**Do this:**
Reproduce the data below in full and exclude every picture.

-- START OF Supplied information --

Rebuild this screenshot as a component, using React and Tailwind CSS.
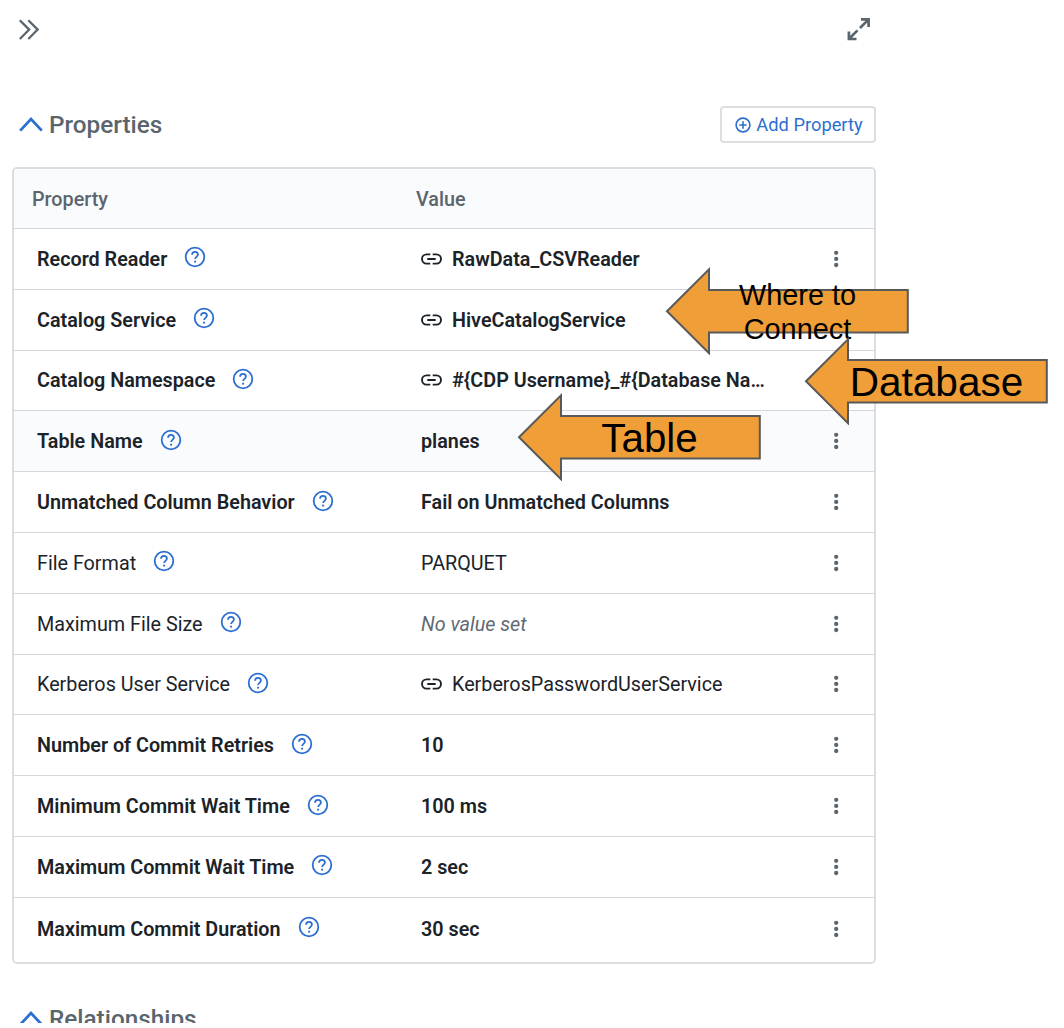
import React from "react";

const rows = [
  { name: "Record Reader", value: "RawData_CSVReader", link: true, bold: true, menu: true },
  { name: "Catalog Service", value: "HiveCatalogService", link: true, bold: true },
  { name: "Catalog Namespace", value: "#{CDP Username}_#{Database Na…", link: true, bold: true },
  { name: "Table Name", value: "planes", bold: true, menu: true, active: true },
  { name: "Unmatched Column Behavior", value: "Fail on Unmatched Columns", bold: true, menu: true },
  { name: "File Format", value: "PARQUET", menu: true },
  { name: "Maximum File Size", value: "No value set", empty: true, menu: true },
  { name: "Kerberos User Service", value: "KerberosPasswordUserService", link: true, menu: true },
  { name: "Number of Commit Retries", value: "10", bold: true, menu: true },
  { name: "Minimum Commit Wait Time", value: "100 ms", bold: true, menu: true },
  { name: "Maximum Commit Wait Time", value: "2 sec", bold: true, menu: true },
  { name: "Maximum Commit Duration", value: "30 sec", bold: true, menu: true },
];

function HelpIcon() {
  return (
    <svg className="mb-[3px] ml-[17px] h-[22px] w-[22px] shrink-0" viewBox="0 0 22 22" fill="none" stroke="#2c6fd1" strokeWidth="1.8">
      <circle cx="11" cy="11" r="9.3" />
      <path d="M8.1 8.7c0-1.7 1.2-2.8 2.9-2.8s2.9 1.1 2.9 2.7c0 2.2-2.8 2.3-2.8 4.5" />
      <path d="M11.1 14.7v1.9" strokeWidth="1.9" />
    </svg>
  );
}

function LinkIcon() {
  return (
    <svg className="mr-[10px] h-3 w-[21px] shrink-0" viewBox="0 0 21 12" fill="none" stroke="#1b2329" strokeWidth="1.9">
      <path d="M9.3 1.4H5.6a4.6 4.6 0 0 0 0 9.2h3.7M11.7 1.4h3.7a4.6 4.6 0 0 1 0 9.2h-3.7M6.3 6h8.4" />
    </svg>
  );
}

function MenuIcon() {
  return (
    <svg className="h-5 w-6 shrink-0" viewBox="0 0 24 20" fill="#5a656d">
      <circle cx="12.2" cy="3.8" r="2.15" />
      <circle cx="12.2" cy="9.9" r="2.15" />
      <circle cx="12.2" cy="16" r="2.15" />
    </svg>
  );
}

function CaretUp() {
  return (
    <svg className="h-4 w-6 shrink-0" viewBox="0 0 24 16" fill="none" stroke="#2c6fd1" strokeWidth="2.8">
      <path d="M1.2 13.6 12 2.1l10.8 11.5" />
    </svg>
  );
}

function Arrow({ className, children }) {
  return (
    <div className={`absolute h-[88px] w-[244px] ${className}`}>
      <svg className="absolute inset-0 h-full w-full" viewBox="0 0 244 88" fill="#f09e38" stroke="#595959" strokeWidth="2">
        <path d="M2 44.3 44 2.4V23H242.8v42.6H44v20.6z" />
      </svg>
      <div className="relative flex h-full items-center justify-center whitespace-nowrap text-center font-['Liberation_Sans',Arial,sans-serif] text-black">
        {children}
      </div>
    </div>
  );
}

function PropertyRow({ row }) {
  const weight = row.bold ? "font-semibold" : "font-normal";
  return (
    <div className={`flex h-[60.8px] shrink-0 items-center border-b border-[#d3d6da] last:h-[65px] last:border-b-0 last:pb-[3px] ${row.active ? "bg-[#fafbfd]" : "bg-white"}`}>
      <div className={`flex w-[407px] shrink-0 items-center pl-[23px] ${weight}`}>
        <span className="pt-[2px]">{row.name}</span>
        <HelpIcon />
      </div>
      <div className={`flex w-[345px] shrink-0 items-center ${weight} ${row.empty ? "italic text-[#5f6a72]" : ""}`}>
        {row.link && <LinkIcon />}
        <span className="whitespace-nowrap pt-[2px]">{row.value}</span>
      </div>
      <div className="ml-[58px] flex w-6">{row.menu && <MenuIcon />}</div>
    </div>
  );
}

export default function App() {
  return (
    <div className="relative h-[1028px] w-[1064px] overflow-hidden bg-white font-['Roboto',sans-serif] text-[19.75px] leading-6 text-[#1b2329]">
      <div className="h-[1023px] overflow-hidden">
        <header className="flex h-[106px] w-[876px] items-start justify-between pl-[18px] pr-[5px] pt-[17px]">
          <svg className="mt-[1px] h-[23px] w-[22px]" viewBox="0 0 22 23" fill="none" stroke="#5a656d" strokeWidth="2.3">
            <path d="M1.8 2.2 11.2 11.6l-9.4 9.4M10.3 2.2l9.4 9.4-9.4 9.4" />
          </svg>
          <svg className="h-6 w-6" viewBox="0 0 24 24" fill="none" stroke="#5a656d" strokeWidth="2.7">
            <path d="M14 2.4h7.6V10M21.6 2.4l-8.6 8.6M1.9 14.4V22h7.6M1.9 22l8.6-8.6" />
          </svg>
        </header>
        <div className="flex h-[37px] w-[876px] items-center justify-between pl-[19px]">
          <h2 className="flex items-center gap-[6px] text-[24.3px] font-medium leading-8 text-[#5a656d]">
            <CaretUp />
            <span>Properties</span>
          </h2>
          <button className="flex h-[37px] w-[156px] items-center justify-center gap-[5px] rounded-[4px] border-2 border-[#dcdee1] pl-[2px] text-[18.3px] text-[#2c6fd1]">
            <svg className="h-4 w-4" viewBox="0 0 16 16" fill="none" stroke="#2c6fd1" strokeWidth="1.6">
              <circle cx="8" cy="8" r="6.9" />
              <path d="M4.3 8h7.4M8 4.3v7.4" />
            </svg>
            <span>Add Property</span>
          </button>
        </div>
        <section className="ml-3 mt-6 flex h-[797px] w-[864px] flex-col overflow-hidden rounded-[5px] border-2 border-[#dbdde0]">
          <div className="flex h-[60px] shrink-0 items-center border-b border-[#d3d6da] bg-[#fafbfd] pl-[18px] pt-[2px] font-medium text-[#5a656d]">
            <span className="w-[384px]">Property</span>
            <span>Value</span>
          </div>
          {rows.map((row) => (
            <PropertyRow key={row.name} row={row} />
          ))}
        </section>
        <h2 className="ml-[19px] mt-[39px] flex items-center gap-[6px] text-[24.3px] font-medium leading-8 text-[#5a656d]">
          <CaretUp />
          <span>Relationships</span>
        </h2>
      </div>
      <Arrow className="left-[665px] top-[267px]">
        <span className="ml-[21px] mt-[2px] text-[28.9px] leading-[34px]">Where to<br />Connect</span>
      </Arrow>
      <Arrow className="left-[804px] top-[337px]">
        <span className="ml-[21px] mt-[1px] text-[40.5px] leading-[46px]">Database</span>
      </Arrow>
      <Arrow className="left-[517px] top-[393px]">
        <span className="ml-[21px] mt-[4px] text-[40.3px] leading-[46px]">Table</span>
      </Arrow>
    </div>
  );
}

-- END OF Supplied information --

**Answer below:**
Rebuild this screenshot as a component, using React and Tailwind CSS.
import React from "react";

const rows = [
  { name: "Record Reader", value: "RawData_CSVReader", link: true, bold: true, menu: true },
  { name: "Catalog Service", value: "HiveCatalogService", link: true, bold: true },
  { name: "Catalog Namespace", value: "#{CDP Username}_#{Database Na…", link: true, bold: true },
  { name: "Table Name", value: "planes", bold: true, menu: true, active: true },
  { name: "Unmatched Column Behavior", value: "Fail on Unmatched Columns", bold: true, menu: true },
  { name: "File Format", value: "PARQUET", menu: true },
  { name: "Maximum File Size", value: "No value set", empty: true, menu: true },
  { name: "Kerberos User Service", value: "KerberosPasswordUserService", link: true, menu: true },
  { name: "Number of Commit Retries", value: "10", bold: true, menu: true },
  { name: "Minimum Commit Wait Time", value: "100 ms", bold: true, menu: true },
  { name: "Maximum Commit Wait Time", value: "2 sec", bold: true, menu: true },
  { name: "Maximum Commit Duration", value: "30 sec", bold: true, menu: true },
];

function HelpIcon() {
  return (
    <svg className="mb-[3px] ml-[17px] h-[22px] w-[22px] shrink-0" viewBox="0 0 22 22" fill="none" stroke="#2c6fd1" strokeWidth="1.8">
      <circle cx="11" cy="11" r="9.3" />
      <path d="M8.1 8.7c0-1.7 1.2-2.8 2.9-2.8s2.9 1.1 2.9 2.7c0 2.2-2.8 2.3-2.8 4.5" />
      <path d="M11.1 14.7v1.9" strokeWidth="1.9" />
    </svg>
  );
}

function LinkIcon() {
  return (
    <svg className="mr-[10px] h-3 w-[21px] shrink-0" viewBox="0 0 21 12" fill="none" stroke="#1b2329" strokeWidth="1.9">
      <path d="M9.3 1.4H5.6a4.6 4.6 0 0 0 0 9.2h3.7M11.7 1.4h3.7a4.6 4.6 0 0 1 0 9.2h-3.7M6.3 6h8.4" />
    </svg>
  );
}

function MenuIcon() {
  return (
    <svg className="h-5 w-6 shrink-0" viewBox="0 0 24 20" fill="#5a656d">
      <circle cx="12.2" cy="3.8" r="2.15" />
      <circle cx="12.2" cy="9.9" r="2.15" />
      <circle cx="12.2" cy="16" r="2.15" />
    </svg>
  );
}

function CaretUp() {
  return (
    <svg className="h-4 w-6 shrink-0" viewBox="0 0 24 16" fill="none" stroke="#2c6fd1" strokeWidth="2.8">
      <path d="M1.2 13.6 12 2.1l10.8 11.5" />
    </svg>
  );
}

function Arrow({ className, children }) {
  return (
    <div className={`absolute h-[88px] w-[244px] ${className}`}>
      <svg className="absolute inset-0 h-full w-full" viewBox="0 0 244 88" fill="#f09e38" stroke="#595959" strokeWidth="2">
        <path d="M2 44.3 44 2.4V23H242.8v42.6H44v20.6z" />
      </svg>
      <div className="relative flex h-full items-center justify-center whitespace-nowrap text-center font-['Liberation_Sans',Arial,sans-serif] text-black">
        {children}
      </div>
    </div>
  );
}

function PropertyRow({ row }) {
  const weight = row.bold ? "font-semibold" : "font-normal";
  return (
    <div className={`flex h-[60.8px] shrink-0 items-center border-b border-[#d3d6da] last:h-[65px] last:border-b-0 last:pb-[3px] ${row.active ? "bg-[#fafbfd]" : "bg-white"}`}>
      <div className={`flex w-[407px] shrink-0 items-center pl-[23px] ${weight}`}>
        <span className="pt-[2px]">{row.name}</span>
        <HelpIcon />
      </div>
      <div className={`flex w-[345px] shrink-0 items-center ${weight} ${row.empty ? "italic text-[#5f6a72]" : ""}`}>
        {row.link && <LinkIcon />}
        <span className="whitespace-nowrap pt-[2px]">{row.value}</span>
      </div>
      <div className="ml-[58px] flex w-6">{row.menu && <MenuIcon />}</div>
    </div>
  );
}

export default function App() {
  return (
    <div className="relative h-[1028px] w-[1064px] overflow-hidden bg-white font-['Roboto',sans-serif] text-[19.75px] leading-6 text-[#1b2329]">
      <div className="h-[1023px] overflow-hidden">
        <header className="flex h-[106px] w-[876px] items-start justify-between pl-[18px] pr-[5px] pt-[17px]">
          <svg className="mt-[1px] h-[23px] w-[22px]" viewBox="0 0 22 23" fill="none" stroke="#5a656d" strokeWidth="2.3">
            <path d="M1.8 2.2 11.2 11.6l-9.4 9.4M10.3 2.2l9.4 9.4-9.4 9.4" />
          </svg>
          <svg className="h-6 w-6" viewBox="0 0 24 24" fill="none" stroke="#5a656d" strokeWidth="2.7">
            <path d="M14 2.4h7.6V10M21.6 2.4l-8.6 8.6M1.9 14.4V22h7.6M1.9 22l8.6-8.6" />
          </svg>
        </header>
        <div className="flex h-[37px] w-[876px] items-center justify-between pl-[19px]">
          <h2 className="flex items-center gap-[6px] text-[24.3px] font-medium leading-8 text-[#5a656d]">
            <CaretUp />
            <span>Properties</span>
          </h2>
          <button className="flex h-[37px] w-[156px] items-center justify-center gap-[5px] rounded-[4px] border-2 border-[#dcdee1] pl-[2px] text-[18.3px] text-[#2c6fd1]">
            <svg className="h-4 w-4" viewBox="0 0 16 16" fill="none" stroke="#2c6fd1" strokeWidth="1.6">
              <circle cx="8" cy="8" r="6.9" />
              <path d="M4.3 8h7.4M8 4.3v7.4" />
            </svg>
            <span>Add Property</span>
          </button>
        </div>
        <section className="ml-3 mt-6 flex h-[797px] w-[864px] flex-col overflow-hidden rounded-[5px] border-2 border-[#dbdde0]">
          <div className="flex h-[60px] shrink-0 items-center border-b border-[#d3d6da] bg-[#fafbfd] pl-[18px] pt-[2px] font-medium text-[#5a656d]">
            <span className="w-[384px]">Property</span>
            <span>Value</span>
          </div>
          {rows.map((row) => (
            <PropertyRow key={row.name} row={row} />
          ))}
        </section>
        <h2 className="ml-[19px] mt-[39px] flex items-center gap-[6px] text-[24.3px] font-medium leading-8 text-[#5a656d]">
          <CaretUp />
          <span>Relationships</span>
        </h2>
      </div>
      <Arrow className="left-[665px] top-[267px]">
        <span className="ml-[21px] mt-[2px] text-[28.9px] leading-[34px]">Where to<br />Connect</span>
      </Arrow>
      <Arrow className="left-[804px] top-[337px]">
        <span className="ml-[21px] mt-[1px] text-[40.5px] leading-[46px]">Database</span>
      </Arrow>
      <Arrow className="left-[517px] top-[393px]">
        <span className="ml-[21px] mt-[4px] text-[40.3px] leading-[46px]">Table</span>
      </Arrow>
    </div>
  );
}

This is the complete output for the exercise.